(ASI) Verona - Strette tra la riduzione dei margini di intermediazione e i parametri di Basilea le banche guardano con interesse ai servizi alternativi alla credito, tra cui la consulenza anche fiscale.
Sono i Commercialisti del Triveneto a lanciare l’allarme sulla indipendenza e sulla responsabilità della banche, che negli ultimi anni hanno attivato una serie di servizi nei più svariati ambiti, da quello assicurativo a quello della consulenza alle imprese e che ora guardano con interesse ai servizi fiscali.
Le dichiarazioni di Lando Maria Sileoni, segretario generale F.A.B.I. che il 9 marzo scorso ha affermato che “le banche devono conquistare nuove attività da altri comparti come la consulenza fiscale.” aprono ad una serie di valutazioni sulla tipologia di servizio che gli istituti di credito potrebbero offrire ai clienti.
“Il primo requisito fondamentale di una buona consulenza – Replica Alberto Mion, Presidente della Conferenza Permanente dei 14 Ordini dei Dottori Commercialisti e degli Esperti Contabili delle Tre Venezie – sia in ambito fiscale che in ambito societario, è indubbiamente quello dell’indipendenza del consulente, rispetto a qualsiasi altro tipo di interesse.”
Il ragionamento è semplice. Un istituto bancario è anzitutto un fornitore delle aziende alle quali fornisce credito, coperture assicurative e spesso una serie di prodotti finanziari di vario genere. Risulta facilmente intuibile che, nel caso in cui la banca si trasformasse anche nel consulente amministrativo e fiscale dell’azienda, questo potrebbe creare non pochi conflitti rispetto al suo ruolo principale di fornitore di credito.
Per questo i Commercialisti paventano il rischio che le banche, erogando consulenza anche in ambito fiscale, sarebbero propense a suggerire ai clienti soluzioni da cui trarre per prime un vantaggio immediato, invece che curare gli interessi dell’impresa cliente. “In questo senso sarebbe utile sapere – continua Mion – se, a parità di situazione e cliente, banche diverse consiglierebbero le medesime soluzioni all’imprenditore, oppure se ciascuna banca sarebbe portata a suggerire soluzioni in linea con i propri prodotti, le proprie attività e le proprie politiche aziendali, per perseguire il profitto del proprio istituto di credito.”
In sostanza, rilevano i commercialisti, si perderebbe quel carattere di terziari età e di indipendenza previsto dalla legge per il ruolo professionale.
Il secondo aspetto critico è collegato alla responsabilità professionale.
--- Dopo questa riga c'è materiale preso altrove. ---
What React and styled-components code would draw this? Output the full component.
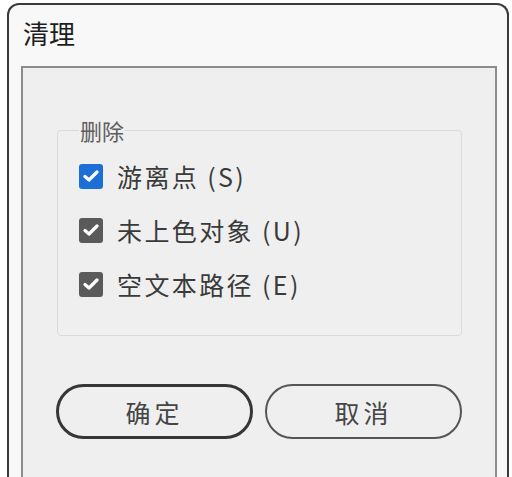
import styled, { createGlobalStyle } from 'styled-components';

const GlobalStyle = createGlobalStyle`
  html, body {
    margin: 0;
    padding: 0;
    background: #ffffff;
    overflow: hidden;
  }
  body {
    font-family: "Noto Sans CJK SC", "Noto Sans", sans-serif;
  }
`;

const Dialog = styled.div`
  margin: 3px 0 0 7px;
  width: 502px;
  height: 480px;
  display: flex;
  flex-direction: column;
  border: 2px solid #3a3a3a;
  border-bottom: none;
  border-radius: 12px 12px 0 0;
  background: #f8f8f8;
  box-sizing: border-box;
`;

const TitleBar = styled.div`
  height: 61px;
  display: flex;
  align-items: center;
  padding-left: 14px;
  padding-bottom: 6px;
  box-sizing: border-box;
  font-size: 26px;
  color: #1e1e1e;
`;

const Panel = styled.div`
  flex: 1;
  margin: 0 10px 0 12px;
  border: 2px solid #8c8c8c;
  border-bottom: none;
  background: #efefef;
  display: flex;
  flex-direction: column;
`;

const Group = styled.fieldset`
  margin: 49px 0 0 34px;
  width: 405px;
  box-sizing: border-box;
  padding: 6px 18px 24px 21px;
  border: 1px solid #dadada;
  border-radius: 4px;
  display: flex;
  flex-direction: column;
`;

const Legend = styled.legend`
  padding: 0 1px;
  font-size: 22px;
  line-height: 26px;
  color: #5e5e5e;
`;

const Row = styled.label`
  height: 54px;
  display: flex;
  align-items: center;
  gap: 14px;
  font-size: 25px;
  letter-spacing: 2.4px;
  color: #3a3a3a;
`;

const Box = styled.span`
  width: 24px;
  height: 25px;
  border-radius: 3px;
  background: ${(p) => (p.$accent ? '#1d6fd8' : '#5a5a5a')};
  display: flex;
  align-items: center;
  justify-content: center;
  flex: none;
`;

const Buttons = styled.div`
  display: flex;
  gap: 12px;
  margin: 48px 0 0 33px;
`;

const Button = styled.button`
  width: 197px;
  height: 55px;
  border-radius: 28px;
  border: ${(p) => (p.$primary ? '3px solid #363636' : '2px solid #555555')};
  background: transparent;
  font-family: "Noto Sans CJK SC", "Noto Sans", sans-serif;
  font-size: 25px;
  letter-spacing: 4px;
  color: #454545;
  padding: 0;
`;

const Check = ({ accent }) => (
  <Box $accent={accent}>
    <svg width="16" height="14" viewBox="0 0 16 14">
      <polyline points="2,7.5 6,11 14,3" fill="none" stroke="#ffffff" strokeWidth="3.2" strokeLinecap="round" strokeLinejoin="round" />
    </svg>
  </Box>
);

const items = [
  { label: '游离点 (S)', accent: true },
  { label: '未上色对象 (U)' },
  { label: '空文本路径 (E)' },
];

export default function App() {
  return (
    <>
      <GlobalStyle />
      <Dialog>
        <TitleBar>清理</TitleBar>
        <Panel>
          <Group>
            <Legend>删除</Legend>
            {items.map((it) => (
              <Row key={it.label}>
                <Check accent={it.accent} />
                {it.label}
              </Row>
            ))}
          </Group>
          <Buttons>
            <Button $primary>确定</Button>
            <Button>取消</Button>
          </Buttons>
        </Panel>
      </Dialog>
    </>
  );
}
Nel caso del professionista, questa è collegata al singolo che ne risponde.
Quali responsabilità avrebbe il dipendente della banca, per le soluzioni date ai clienti in materia fiscale? Si domanda il presidente dei commercialisti del Triveneto. Quali soggetti della struttura bancaria potrebbero essere chiamati a risponderne? Con quali logiche? Sarà l’istituto o il singolo dipendente?
In sostanza ci si potrebbe trovare di fronte ad un istituto che suggerisca ai clienti soluzioni con un forte rischio legale o eventualmente sconvenienti per il cliente senza chiarezza su chi dovrebbe rispondere del danno arrecato o addirittura senza possibilità di comprendere su chi il cliente dovrebbe rivalersi.
“Il Conflitto di interesse – prosegue Mion - potrebbe poi essere anche più grave. Poniamo infatti che un cliente decida di procedere contro il proprio istituto per il danno arrecato da una consulenza fiscale sbagliata. Chi garantirebbe il cliente che l’istituto non deciderebbe di interrompere o cambiare i normali rapporti di fornitura del credito?”
Uno degli elementi essenziali per un ordinato sviluppo dell’economia è il rispetto della specificità e dei ruoli degli operatori economici, che è fondamentale per assicurare un servizio più efficace al cliente e per evitare situazioni di conflitto di interesse.
“Il settore del credito riveste in un ruolo fondamentale e strategico per lo sviluppo economico – chiosa Mion – proprio in forza di questa centralità, che peraltro da taluni viene già considerata come un fattore critico, è importante che gli istituti considerino con attenzione aree di sviluppo di business. Se da un lato infatti – conclude Mion – l’apertura a nuovi servizi di consulenza potrebbe apparire una via per evitare dolorose riduzioni di organico, i vantaggi per gli istituti potrebbero essere molto minori di quelli che, forse troppo superficialmente, sono stati immaginati.”